By Allie Matherne
Instead of picking up a newspaper or turning on the local news, the millennial generation looks at shared Buzzfeed articles to satisfy their news content intake. With the shift from paper to online news, a monumental shift in mindset came as well. The move to online news was a game-changer for news organizations. Instant access, instant fact checking and interactive features hardly scratch the surface of the shift. Unfortunately with this shift came a new-age style of journalism: shallow, viral news content.
These “news sites” such as Buzzfeed and The Odyssey Online play to our weakness: seeing ourselves on a screen — figuratively, of course. While you may not see your face on a Buzzfeed article, you can picture it there. “10 Things You Only Know If You’re From Louisiana,” for example, only grabs my attention because I want to perpetuate my own vanity. It’s about pride, not news.
These gimmicky, self-proclaimed news sites feed our generation’s narcissism on a platter and in reality do little more than strengthen our egos. I want to read the article “19 Ways To Spot Someone Who Grew Up In The ’90s” not to better myself but to see what I have in common with other people and what I think I know better than they do.
They completely dismantle the journalistic mentality by framing their gimmicky lists as “articles.” The lack of originality is astounding – Graphic Interchange Fromats, for example, are a crutch. “34 Zac Efron Moments That Totally Describe College” is just new-age plagiarism. The entire concept of a GIF is to take a scene that someone else slaved over, reduce it to a moment, and call it your own because you attached a relatable headline to it. So to build an entire article – a term I use loosely – around GIFs is hardly journalism.

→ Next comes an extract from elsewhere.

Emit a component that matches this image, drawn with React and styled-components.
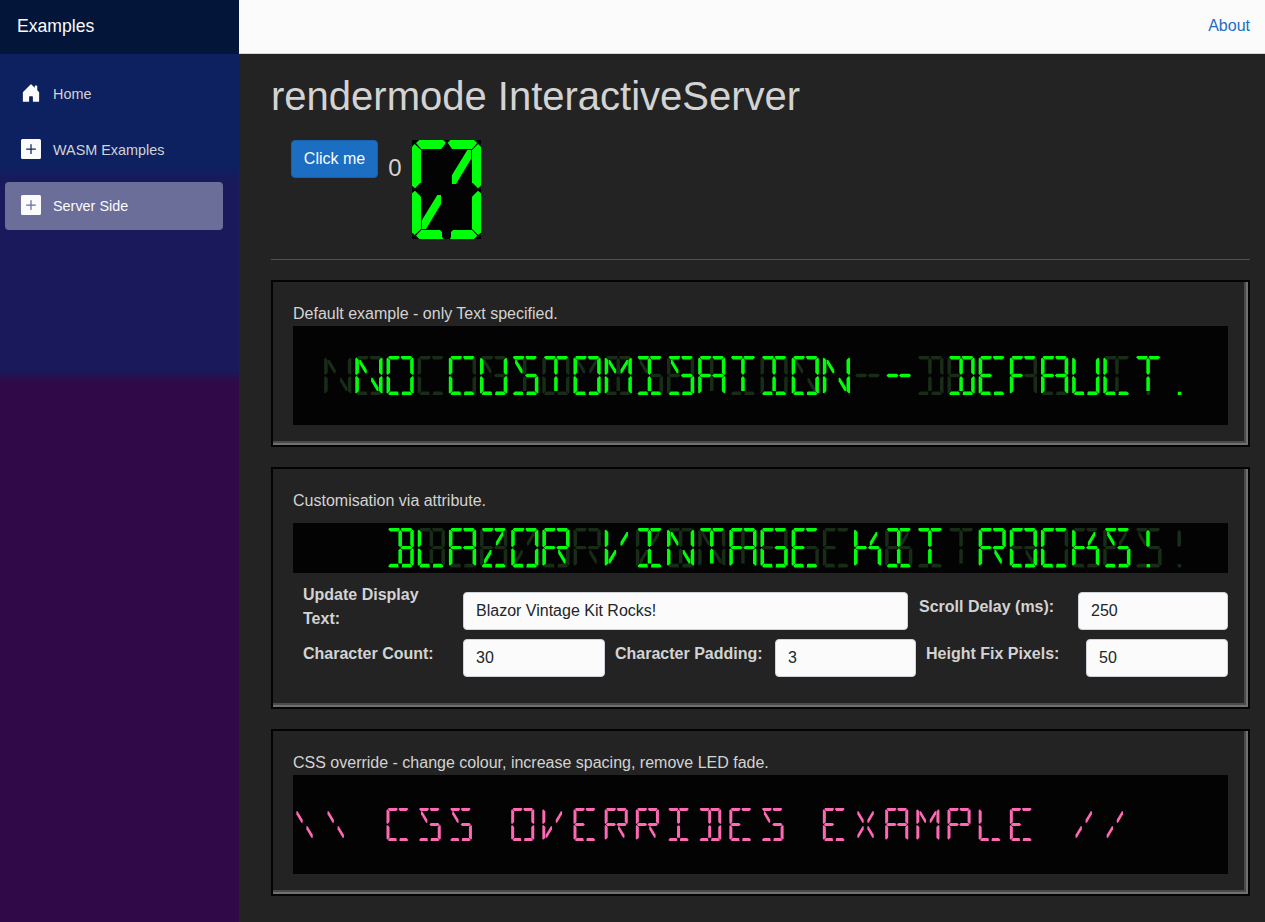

These platforms provide a blueprint for our generation to delve deeper into self-love. The driving question is what should we expect from our news sources? A news source is ideally something that points outside of ourselves – this is the crux of why this inclination is so dangerous.
Instead of looking to news for a better understanding of others, what’s going on in the world and as an opportunity be externally focused, we’re only pitted deeper into the internal love of self. Buzzfeed itself is not the problem – the narcissism that drives it is.
When we strip our news of content and rely on catchy titles, funny photos and relatable lists, we lower the standard of what is news and discourage creative voices from forming.
Allie Matherne is a junior public relations and English double major from Lafayette, La. She is a reporter and regular columnist for the Lariat.